Q: What inspired you to make this film?
A: I was inspired by the set — a live-action roleplaying facility in Trenton, South Carolina that was convenient to where I live (Columbia) and affordable in my budget. When a resource like that presents itself, you’d be a fool not to take advantage of it. I was also inspired by one of my favourite books. GRENDEL by John Gardner. A postmodern twist on the Beowulf legend and a great political polemic.
Q: What would you say is the message of the film?
A: The message is simple. Monsters don’t always look like monsters. And kindness can be a radical act.
Q: How do you feel your film redefines stereotypes and cliches within the broader fantasy landscape?
A: My project in a lot of my movies is to create sympathy for monsters. To give hideous things humanity. With BAE WOLF, I wanted to create a heightened but believable world and populate it with desperate creatures, all of whom have the same needs. To be understood. To be loved. To be included.
Q: What inspired your monster design?
A: The monster design had to be striking but VERY simple and cheap. We were shooting in an austere location with no time and no money, after all. In my experience, a solid, bold color makes more of an impression than anything overwrought texture. So we just painted our monsters weird colors you rarely see in nature. Bright orange. Bright blue. That plus a simple prostheses — and energetic performances, of course — did the trick.
Q: What is your favourite fantasy film?
A: My current favourite is THE GREEN KNIGHT, which came out right after I finished editing BAE WOLF and scratched the same revisionist itch that drove me to make my own movie. Plus, GREEN KNIGHT is gorgeous. And it hides more than it reveals. I love that.
Q: Any future film plans?
A: In a few weeks I’m shooting a movie called ACORN. It’s about a young woman filmmaker who gets a cancer diagnosis and struggles to make her last movie — a weird, sci-fi Western. It goes badly. Also, there’s a man-eating tree. I’m also producing several movies by other directors, starting with Shawn Phillips’ WOODS WITCH.
Q: Any funny on-set stories?
A: My on-set stories are rarely funny. It’s really hard making microbudget movies. You can’t throw money at problems. So everything is a struggle. One funny thing did happen on BAE WOLF, though. I stayed on set, in a cabin. I brought along a bottle of bourbon so I could have a drink every night before crashing in sheer exhaustion. I know my cast and crew, so I hid the bottle. But those miscreants found it, anyway. Like bloodhounds. Every day that bottle got a little lighter as, I imagine, half my people slipped into my cabin to take sips they thought I wouldn’t notice. And I didn’t, at first. And then all of the sudden I was out of booze
Q: Do you have any advice for upcoming filmmakers?
A: My advice to filmmakers is simple. Don’t let anyone tell you no. Figure out how much money you can beg, steal or take from your own paycheck.
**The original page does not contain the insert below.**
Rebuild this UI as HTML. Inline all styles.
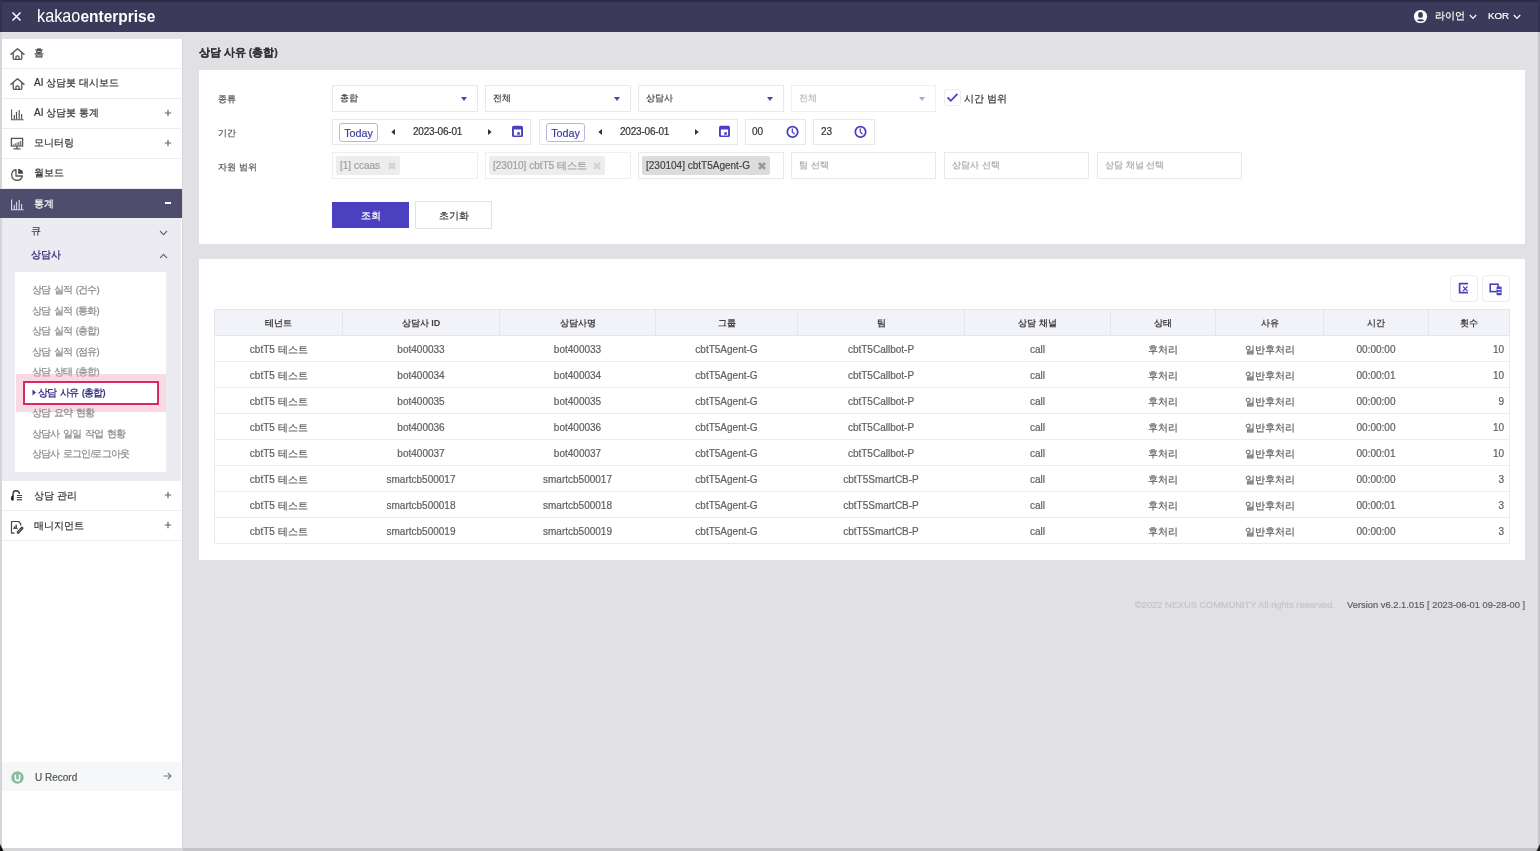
<!DOCTYPE html>
<html><head><meta charset="utf-8">
<style>
*{box-sizing:border-box;margin:0;padding:0}
html,body{width:1540px;height:851px;overflow:hidden}
body{position:relative;background:#e1e0e5;font-family:"Liberation Sans",sans-serif;color:#333}
.a{position:absolute}
.t{position:absolute;white-space:nowrap;line-height:14px}
#hdr{left:0;top:0;width:1540px;height:32px;background:#3b3a5b}
#hdrtop{left:0;top:0;width:1540px;height:2px;background:#2d2c47}
#side{left:0;top:39px;width:183px;height:812px;background:#fff;border-right:1px solid #d6d6da}
#lb{left:0;top:32px;width:2px;height:819px;background:#d5d5d8}
.mi{position:absolute;left:2px;width:179px;height:30px;border-bottom:1px solid #ebebef}
.mi .lbl{position:absolute;left:32px;top:8px;font-size:11px;line-height:14px;color:#333}
.mi .pl{position:absolute;left:162px;top:7px;font-size:12px;color:#666}
.panel{position:absolute;background:#fff}
.box{position:absolute;border:1px solid #e9e9eb;background:#fff;height:27px}
.sel .v{position:absolute;left:7px;top:4.5px;font-size:9px;line-height:14px;color:#444;white-space:nowrap}
.sel .ar{position:absolute;right:10px;top:11px;width:0;height:0;border-left:3px solid transparent;border-right:3px solid transparent;border-top:4px solid #4a40c0}
.flbl{position:absolute;left:218px;font-size:9px;line-height:14px;color:#555;white-space:nowrap}
.today{position:absolute;left:6px;top:3px;width:39px;height:19px;border:1px solid #b9b4e2;border-radius:3px;color:#3e3a9e;font-size:10.75px;line-height:19px;text-align:center}
.chip{position:absolute;left:3px;top:3px;height:19px;border-radius:2px;background:#ededed;color:#a0a0a0;font-size:10px;line-height:19px;padding-left:4px;white-space:nowrap}
.chip svg{position:absolute;right:4px;top:6px}
table{position:absolute;left:214px;top:309px;border-collapse:collapse;table-layout:fixed;width:1295px}
th{height:26px;-webkit-text-stroke:0;background:#f2f3f8;border:1px solid #e6e6ea;font-size:9px;font-weight:bold;color:#444;text-align:center;padding-top:2px}
td{height:26px;padding-top:2px;border-top:1px solid #ebebee;border-bottom:1px solid #ebebee;font-size:10px;color:#606060;text-align:center;white-space:nowrap}
tr td:first-child{border-left:1px solid #ebebee}
tr td:last-child{border-right:1px solid #ebebee;text-align:right;padding-right:5px}
.sm{font-size:10px;color:#333}
.sub{position:absolute;left:32px;font-size:9.5px;letter-spacing:-0.8px;word-spacing:1.6px;line-height:14px;color:#8a8a8a;white-space:nowrap}
#root{position:absolute;left:0;top:0;width:1540px;height:851px;will-change:transform;background:#e1e0e5;-webkit-text-stroke:0.2px currentColor}
</style></head><body><div id="root">

<!-- header -->
<div id="hdr" class="a"></div>
<div id="hdrtop" class="a"></div>
<div class="a" style="left:1538px;top:0;width:2px;height:32px;background:#32314f"></div>
<div class="a" style="left:0;top:0;width:2px;height:32px;background:#32314f"></div>
<svg class="a" style="left:11px;top:11px" width="11" height="11" viewBox="0 0 11 11"><path d="M1.5 1.5L9.5 9.5M9.5 1.5L1.5 9.5" stroke="#fff" stroke-width="1.5" fill="none"/></svg>
<div class="t" style="left:37px;top:3px;line-height:22px;color:#fff;-webkit-text-stroke:0;transform:scaleY(1.12);transform-origin:0 0"><span style="font-size:16.25px">kakao</span><b style="font-size:15.5px">enterprise</b></div>
<svg class="a" style="left:1413px;top:9px" width="15" height="15" viewBox="0 0 15 15"><circle cx="7.5" cy="7.5" r="6.6" fill="#fff"/><ellipse cx="7.5" cy="5.9" rx="2.4" ry="2.9" fill="#3b3a5b"/><ellipse cx="7.5" cy="11.3" rx="3.4" ry="1.15" fill="#3b3a5b"/></svg>
<div class="t" style="left:1435px;top:9px;font-size:10px;color:#fff">라이언</div>
<svg class="a" style="left:1469px;top:14px" width="8" height="6" viewBox="0 0 8 6"><path d="M0.8 1L4 4.4L7.2 1" stroke="#fff" stroke-width="1.2" fill="none"/></svg>
<div class="t" style="left:1488px;top:9px;font-size:9.75px;color:#fff">KOR</div>
<svg class="a" style="left:1513px;top:14px" width="8" height="6" viewBox="0 0 8 6"><path d="M0.8 1L4 4.4L7.2 1" stroke="#fff" stroke-width="1.2" fill="none"/></svg>

<!-- sidebar -->
<div id="side" class="a"></div>
<div id="lb" class="a"></div>
<div class="mi" style="top:39px"></div>
<div class="mi" style="top:69px"></div>
<div class="mi" style="top:99px"></div>
<div class="mi" style="top:129px"></div>
<div class="mi" style="top:159px"></div>
<svg class="a" style="left:10px;top:47px" width="16" height="14" viewBox="0 0 16 14"><path d="M1 7.3L7.5 1.8L14 7.3" stroke="#555" stroke-width="1.5" fill="none" stroke-linecap="round" stroke-linejoin="round"/><path d="M3.2 6V11.6Q3.2 12.4 4 12.4H11Q11.8 12.4 11.8 11.6V6" stroke="#555" stroke-width="1.3" fill="none"/><path d="M5.9 12.4V10.4A1.6 1.6 0 0 1 9.1 10.4V12.4" stroke="#555" stroke-width="1.3" fill="none"/></svg><div class="t sm" style="left:34px;top:46px">홈</div>
<svg class="a" style="left:10px;top:77px" width="16" height="14" viewBox="0 0 16 14"><path d="M1 7.3L7.5 1.8L14 7.3" stroke="#555" stroke-width="1.5" fill="none" stroke-linecap="round" stroke-linejoin="round"/><path d="M3.2 6V11.6Q3.2 12.4 4 12.4H11Q11.8 12.4 11.8 11.6V6" stroke="#555" stroke-width="1.3" fill="none"/><path d="M5.9 12.4V10.4A1.6 1.6 0 0 1 9.1 10.4V12.4" stroke="#555" stroke-width="1.3" fill="none"/></svg><div class="t sm" style="left:34px;top:76px">AI 상담봇 대시보드</div>
<svg class="a" style="left:10px;top:108.5px" width="15" height="12" viewBox="0 0 15 12"><path d="M1.6 0.6V10.8H13.6" stroke="#555" stroke-width="1.1" fill="none"/><path d="M4.3 10.2V5.9M6.5 10.2V2.7M9.2 10.2V1M11.6 10.2V5.1" stroke="#555" stroke-width="1.2" fill="none"/></svg><div class="t sm" style="left:34px;top:106px">AI 상담봇 통계</div><svg class="a" style="left:164px;top:109px" width="8" height="8" viewBox="0 0 8 8"><path d="M4 0.8V7.2M0.8 4H7.2" stroke="#666" stroke-width="1.2"/></svg>
<svg class="a" style="left:10px;top:137px" width="14" height="13" viewBox="0 0 14 13"><rect x="1.4" y="1.4" width="11.2" height="7.6" stroke="#555" stroke-width="1.3" fill="none"/><path d="M3.5 8V7.4M5.3 8V6.4M7.1 8V5.6M8.9 8V4.8M10.7 8V4" stroke="#555" stroke-width="1" fill="none"/><path d="M7 9V11.2M3.5 11.8H10.5" stroke="#555" stroke-width="1.3" fill="none"/></svg><div class="t sm" style="left:34px;top:136px">모니터링</div><svg class="a" style="left:164px;top:139px" width="8" height="8" viewBox="0 0 8 8"><path d="M4 0.8V7.2M0.8 4H7.2" stroke="#666" stroke-width="1.2"/></svg>
<svg class="a" style="left:10px;top:168px" width="14" height="14" viewBox="0 0 14 14"><path d="M6 1.6A5.4 5.4 0 1 0 12.4 8H6Z" stroke="#555" stroke-width="1.3" fill="none" stroke-linejoin="round"/><path d="M8.2 0.8A5.2 5.2 0 0 1 13.2 5.8H8.2Z" fill="#444"/></svg><div class="t sm" style="left:34px;top:166px">월보드</div>
<div class="a" style="left:0;top:189px;width:182px;height:29px;background:#4e4d6d"></div>
<svg class="a" style="left:10px;top:198.5px" width="15" height="12" viewBox="0 0 15 12"><path d="M1.6 0.6V10.8H13.6" stroke="#e0e0ea" stroke-width="1.1" fill="none"/><path d="M4.3 10.2V5.9M6.5 10.2V2.7M9.2 10.2V1M11.6 10.2V5.1" stroke="#d0d0dc" stroke-width="1.2" fill="none"/></svg><div class="t sm" style="left:34px;top:197px;color:#fff">통계</div>
<div class="a" style="left:165px;top:202px;width:6px;height:1.5px;background:#fff"></div>
<div class="a" style="left:2px;top:218px;width:179px;height:263px;background:#ecebf1"></div>
<div class="t sm" style="left:31px;top:224px;color:#444">큐</div>
<svg class="a" style="left:159px;top:230px" width="9" height="6" viewBox="0 0 9 6"><path d="M1 1L4.5 4.6L8 1" stroke="#666" stroke-width="1.1" fill="none"/></svg>
<div class="t sm" style="left:31px;top:248px;color:#3e3a86;font-weight:bold;-webkit-text-stroke:0">상담사</div>
<svg class="a" style="left:159px;top:253px" width="9" height="6" viewBox="0 0 9 6"><path d="M1 5L4.5 1.4L8 5" stroke="#666" stroke-width="1.1" fill="none"/></svg>
<div class="a" style="left:15px;top:272px;width:151px;height:200px;background:#fff"></div>
<div class="sub" style="top:283px">상담 실적 (건수)</div>
<div class="sub" style="top:303.5px">상담 실적 (통화)</div>
<div class="sub" style="top:324px">상담 실적 (총합)</div>
<div class="sub" style="top:344.5px">상담 실적 (점유)</div>
<div class="sub" style="top:365px">상담 상태 (총합)</div>
<div class="a" style="left:16px;top:374px;width:150px;height:38px;background:rgba(240,170,195,0.45)"></div>
<div class="a" style="left:23px;top:381px;width:136px;height:24px;background:#fff;border:2px solid #d72a5f"></div>
<svg class="a" style="left:32px;top:389px" width="5" height="7" viewBox="0 0 5 7"><path d="M0.5 0.5L4 3.5L0.5 6.5Z" fill="#3e3a86"/></svg>
<div class="sub" style="left:38px;top:386px;color:#3e3a86;font-weight:bold;-webkit-text-stroke:0">상담 사유 (총합)</div>
<div class="sub" style="top:406px">상담 요약 현황</div>
<div class="sub" style="top:426.5px">상담사 일일 작업 현황</div>
<div class="sub" style="top:447px">상담사 로그인/로그아웃</div>
<div class="mi" style="top:481px"></div>
<div class="mi" style="top:511px"></div>
<svg class="a" style="left:10px;top:489px" width="14" height="13" viewBox="0 0 14 13"><path d="M3 7V5.5Q3 1.8 6 1.8Q8.6 1.8 9.4 4.4" stroke="#333" stroke-width="1.4" fill="none" stroke-linecap="round"/><path d="M1 8.6Q1 6.7 2.5 6.7H3.7V11.6H2.5Q1 11.6 1 10Z" fill="#222"/><path d="M6.9 6.5H12.1M6.9 8.5H12.1" stroke="#444" stroke-width="1.2"/><path d="M6.9 10.7H12.1" stroke="#666" stroke-width="1.5"/></svg><div class="t sm" style="left:34px;top:489px">상담 관리</div><svg class="a" style="left:164px;top:491px" width="8" height="8" viewBox="0 0 8 8"><path d="M4 0.8V7.2M0.8 4H7.2" stroke="#666" stroke-width="1.2"/></svg>
<svg class="a" style="left:10px;top:520px" width="14" height="15" viewBox="0 0 14 15"><path d="M4.6 13.2H1.5V1.5H8.6L10.7 3.8V5.5" stroke="#444" stroke-width="1.2" fill="none" stroke-linejoin="round"/><path d="M3.2 8.4H7.7" stroke="#333" stroke-width="0.9"/><path d="M4.6 8.4V6.3M6.2 8.4V4.4" stroke="#444" stroke-width="1.3"/><path d="M8.2 12.3L11.9 8.2" stroke="#444" stroke-width="3" stroke-linecap="round"/><path d="M8.5 11.9L11.6 8.6" stroke="#ddd" stroke-width="0.8" stroke-dasharray="1 0.7"/></svg><div class="t sm" style="left:34px;top:519px">매니지먼트</div><svg class="a" style="left:164px;top:521px" width="8" height="8" viewBox="0 0 8 8"><path d="M4 0.8V7.2M0.8 4H7.2" stroke="#666" stroke-width="1.2"/></svg>
<div class="a" style="left:2px;top:762px;width:179px;height:29px;background:#f6f7f9"></div>
<svg class="a" style="left:11px;top:771px" width="13" height="13" viewBox="0 0 13 13"><circle cx="6.5" cy="6.5" r="6.2" fill="#8dba9f"/><path d="M4.4 3.6V7.4Q4.4 9.6 6.5 9.6Q8.6 9.6 8.6 7.4V3.6" stroke="#fff" stroke-width="1.5" fill="none"/></svg>
<div class="t" style="left:35px;top:770.5px;font-size:10px;color:#555">U Record</div>
<svg class="a" style="left:163px;top:772px" width="9" height="8" viewBox="0 0 9 8"><path d="M0.5 4H8M4.8 0.8L8 4L4.8 7.2" stroke="#777" stroke-width="1.1" fill="none"/></svg>


<!-- main -->
<div class="t" style="left:199px;top:44.5px;font-size:10.5px;font-weight:bold;color:#333">상담 사유 (총합)</div>
<div class="panel" style="left:199px;top:70px;width:1326px;height:174px"></div>
<div class="flbl" style="top:91.5px">종류</div>
<div class="flbl" style="top:125.5px">기간</div>
<div class="flbl" style="top:159.5px">자원 범위</div>
<div class="box sel" style="left:332px;top:85px;width:146px"><div class="v">총합</div><div class="ar"></div></div>
<div class="box sel" style="left:485px;top:85px;width:146px"><div class="v">전체</div><div class="ar"></div></div>
<div class="box sel" style="left:638px;top:85px;width:146px"><div class="v">상담사</div><div class="ar"></div></div>
<div class="box sel" style="left:791px;top:85px;width:145px;border-color:#efefef"><div class="v" style="color:#bbb">전체</div><div class="ar" style="border-top-color:#aaa4e6"></div></div>
<div class="a" style="left:944px;top:89px;width:17px;height:17px;border:1px solid #ececec;border-radius:3px;background:#fff"></div>
<svg class="a" style="left:946px;top:92px" width="13" height="11" viewBox="0 0 13 11"><path d="M1.6 5.4L4.8 8.8L11.4 1.8" stroke="#4a40c0" stroke-width="1.8" fill="none"/></svg>
<div class="t" style="left:964px;top:91.5px;font-size:9.75px;color:#333">시간 범위</div>
<div class="box" style="left:332px;top:119px;width:199px;height:26px"><div class="today">Today</div></div>
<svg class="a" style="left:391px;top:129px" width="4" height="6" viewBox="0 0 4 6"><path d="M4 0V6L0.3 3Z" fill="#333"/></svg><div class="t" style="left:413px;top:125px;font-size:10px;letter-spacing:-0.2px;color:#333">2023-06-01</div><svg class="a" style="left:488px;top:129px" width="4" height="6" viewBox="0 0 4 6"><path d="M0 0V6L3.7 3Z" fill="#333"/></svg><svg class="a" style="left:512px;top:125px" width="11" height="13" viewBox="0 0 11 13"><rect x="0" y="0.7" width="11" height="11.4" rx="1.7" fill="#4a40c0"/><rect x="1.9" y="4.5" width="7.2" height="6" fill="#fff"/><rect x="5.3" y="7.2" width="2.5" height="2.6" fill="#4a40c0"/></svg>
<div class="box" style="left:539px;top:119px;width:199px;height:26px"><div class="today">Today</div></div>
<svg class="a" style="left:598px;top:129px" width="4" height="6" viewBox="0 0 4 6"><path d="M4 0V6L0.3 3Z" fill="#333"/></svg><div class="t" style="left:620px;top:125px;font-size:10px;letter-spacing:-0.2px;color:#333">2023-06-01</div><svg class="a" style="left:695px;top:129px" width="4" height="6" viewBox="0 0 4 6"><path d="M0 0V6L3.7 3Z" fill="#333"/></svg><svg class="a" style="left:719px;top:125px" width="11" height="13" viewBox="0 0 11 13"><rect x="0" y="0.7" width="11" height="11.4" rx="1.7" fill="#4a40c0"/><rect x="1.9" y="4.5" width="7.2" height="6" fill="#fff"/><rect x="5.3" y="7.2" width="2.5" height="2.6" fill="#4a40c0"/></svg>
<div class="box" style="left:745px;top:119px;width:61px;height:26px"><div class="t" style="left:6px;top:5px;font-size:10px;color:#333">00</div></div><svg class="a" style="left:786px;top:125px" width="13" height="13" viewBox="0 0 13 13"><circle cx="6.5" cy="6.9" r="5.2" stroke="#4a40c0" stroke-width="1.8" fill="none"/><path d="M6.3 4V7L8.3 8.9" stroke="#4a40c0" stroke-width="1.3" fill="none" stroke-linecap="round"/></svg>
<div class="box" style="left:813px;top:119px;width:62px;height:26px"><div class="t" style="left:7px;top:5px;font-size:10px;color:#333">23</div></div><svg class="a" style="left:854px;top:125px" width="13" height="13" viewBox="0 0 13 13"><circle cx="6.5" cy="6.9" r="5.2" stroke="#4a40c0" stroke-width="1.8" fill="none"/><path d="M6.3 4V7L8.3 8.9" stroke="#4a40c0" stroke-width="1.3" fill="none" stroke-linecap="round"/></svg>
<div class="box" style="left:332px;top:152px;width:146px;border-color:#efefef"><div class="chip" style="width:64px">[1] ccaas<svg width="8" height="8" viewBox="0 0 8 8"><path d="M1 1L7 7M7 1L1 7" stroke="#d4d4d4" stroke-width="2.5"/></svg></div></div>
<div class="box" style="left:485px;top:152px;width:146px;border-color:#efefef"><div class="chip" style="width:116px">[23010] cbtT5 테스트<svg width="8" height="8" viewBox="0 0 8 8"><path d="M1 1L7 7M7 1L1 7" stroke="#d4d4d4" stroke-width="2.5"/></svg></div></div>
<div class="box" style="left:638px;top:152px;width:146px"><div class="chip" style="width:128px;background:#dcdcdc;color:#444">[230104] cbtT5Agent-G<svg width="8" height="8" viewBox="0 0 8 8"><path d="M1 1L7 7M7 1L1 7" stroke="#9a9a9a" stroke-width="2.5"/></svg></div></div>
<div class="box sel" style="left:791px;top:152px;width:145px"><div class="v" style="color:#aaa">팀 선택</div></div>
<div class="box sel" style="left:944px;top:152px;width:145px"><div class="v" style="color:#aaa">상담사 선택</div></div>
<div class="box sel" style="left:1097px;top:152px;width:145px"><div class="v" style="color:#aaa">상담 채널 선택</div></div>
<div class="a" style="left:332px;top:202px;width:77px;height:26px;background:#4a40c0;color:#fff;font-size:10px;line-height:28px;text-align:center">조회</div>
<div class="a" style="left:415px;top:201px;width:77px;height:28px;background:#fff;border:1px solid #e3e3e6;color:#333;font-size:10px;line-height:28px;text-align:center">초기화</div>

<div class="panel" style="left:199px;top:259px;width:1326px;height:301px"></div>
<div class="a" style="left:1450px;top:275px;width:28px;height:27px;border:1px solid #ebebee;border-radius:4px;background:#fff"></div><svg class="a" style="left:1458px;top:282px" width="12" height="12" viewBox="0 0 12 12"><path d="M10 1.6H1.6V10.6H10" stroke="#4a40c0" stroke-width="1.7" fill="none"/><path d="M5 4.5L9.5 9M9.5 4.5L5 9" stroke="#4a40c0" stroke-width="1.1" fill="none"/></svg>
<div class="a" style="left:1482px;top:275px;width:28px;height:27px;border:1px solid #ebebee;border-radius:4px;background:#fff"></div><svg class="a" style="left:1489px;top:282.7px" width="14" height="13" viewBox="0 0 14 13"><rect x="1.2" y="1.2" width="7.8" height="7.4" stroke="#4a40c0" stroke-width="1.6" fill="#fff"/><rect x="7.6" y="3.6" width="5" height="8.6" rx="0.8" fill="#4a40c0"/><path d="M8.4 6.6H11.8M8.4 9.4H11.8" stroke="#fff" stroke-width="1"/></svg>
<table><colgroup><col style="width:128px"><col style="width:157px"><col style="width:156px"><col style="width:142px"><col style="width:167px"><col style="width:146px"><col style="width:105px"><col style="width:108px"><col style="width:105px"><col style="width:81px"></colgroup><tr><th>테넌트</th><th>상담사 ID</th><th>상담사명</th><th>그룹</th><th>팀</th><th>상담 채널</th><th>상태</th><th>사유</th><th>시간</th><th>횟수</th></tr>
<tr><td>cbtT5 테스트</td><td>bot400033</td><td>bot400033</td><td>cbtT5Agent-G</td><td>cbtT5Callbot-P</td><td>call</td><td>후처리</td><td>일반후처리</td><td>00:00:00</td><td>10</td></tr>
<tr><td>cbtT5 테스트</td><td>bot400034</td><td>bot400034</td><td>cbtT5Agent-G</td><td>cbtT5Callbot-P</td><td>call</td><td>후처리</td><td>일반후처리</td><td>00:00:01</td><td>10</td></tr>
<tr><td>cbtT5 테스트</td><td>bot400035</td><td>bot400035</td><td>cbtT5Agent-G</td><td>cbtT5Callbot-P</td><td>call</td><td>후처리</td><td>일반후처리</td><td>00:00:00</td><td>9</td></tr>
<tr><td>cbtT5 테스트</td><td>bot400036</td><td>bot400036</td><td>cbtT5Agent-G</td><td>cbtT5Callbot-P</td><td>call</td><td>후처리</td><td>일반후처리</td><td>00:00:00</td><td>10</td></tr>
<tr><td>cbtT5 테스트</td><td>bot400037</td><td>bot400037</td><td>cbtT5Agent-G</td><td>cbtT5Callbot-P</td><td>call</td><td>후처리</td><td>일반후처리</td><td>00:00:01</td><td>10</td></tr>
<tr><td>cbtT5 테스트</td><td>smartcb500017</td><td>smartcb500017</td><td>cbtT5Agent-G</td><td>cbtT5SmartCB-P</td><td>call</td><td>후처리</td><td>일반후처리</td><td>00:00:00</td><td>3</td></tr>
<tr><td>cbtT5 테스트</td><td>smartcb500018</td><td>smartcb500018</td><td>cbtT5Agent-G</td><td>cbtT5SmartCB-P</td><td>call</td><td>후처리</td><td>일반후처리</td><td>00:00:01</td><td>3</td></tr>
<tr><td>cbtT5 테스트</td><td>smartcb500019</td><td>smartcb500019</td><td>cbtT5Agent-G</td><td>cbtT5SmartCB-P</td><td>call</td><td>후처리</td><td>일반후처리</td><td>00:00:00</td><td>3</td></tr>
</table>
<div class="t" style="left:1135px;top:598px;font-size:9.25px;color:#c4c4ca">©2022 NEXUS COMMUNITY All rights reserved.</div>
<div class="t" style="left:1347px;top:598px;font-size:9.35px;color:#5f5f66">Version v6.2.1.015 [ 2023-06-01 09-28-00 ]</div>


<!-- window frame -->
<div class="a" style="left:1538px;top:32px;width:2px;height:819px;background:#c6c5ca"></div>
<div class="a" style="left:0;top:848px;width:183px;height:3px;background:#d6d6d8"></div><div class="a" style="left:183px;top:848px;width:1357px;height:3px;background:#c5c4c9"></div>
<svg class="a" style="left:0;top:844px" width="4" height="7" viewBox="0 0 4 7"><path d="M0 0L3.5 7H0Z" fill="#111"/></svg><svg class="a" style="left:1536px;top:844px" width="4" height="7" viewBox="0 0 4 7"><path d="M4 0L0.5 7H4Z" fill="#222"/></svg>
</div></body></html>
Write a movie that you can shoot with the budget you have. Interesting locations are often free. Give some thought to lighting. Worry most about recording clean sound. Don’t be afraid to take chances with performances, camerawork and effects. Don’t think that an expensive camera can replace an interesting lens and strong choices. Always pay your actors, even if it’s $50 a day. Learn to edit. Once you’ve made your movie, let go of all expectations, You won’t get famous or rich, but you’ll get to tell a story.
If you would like to check Bae Wolf out for yourself then you can find it on DVD and Tubi now.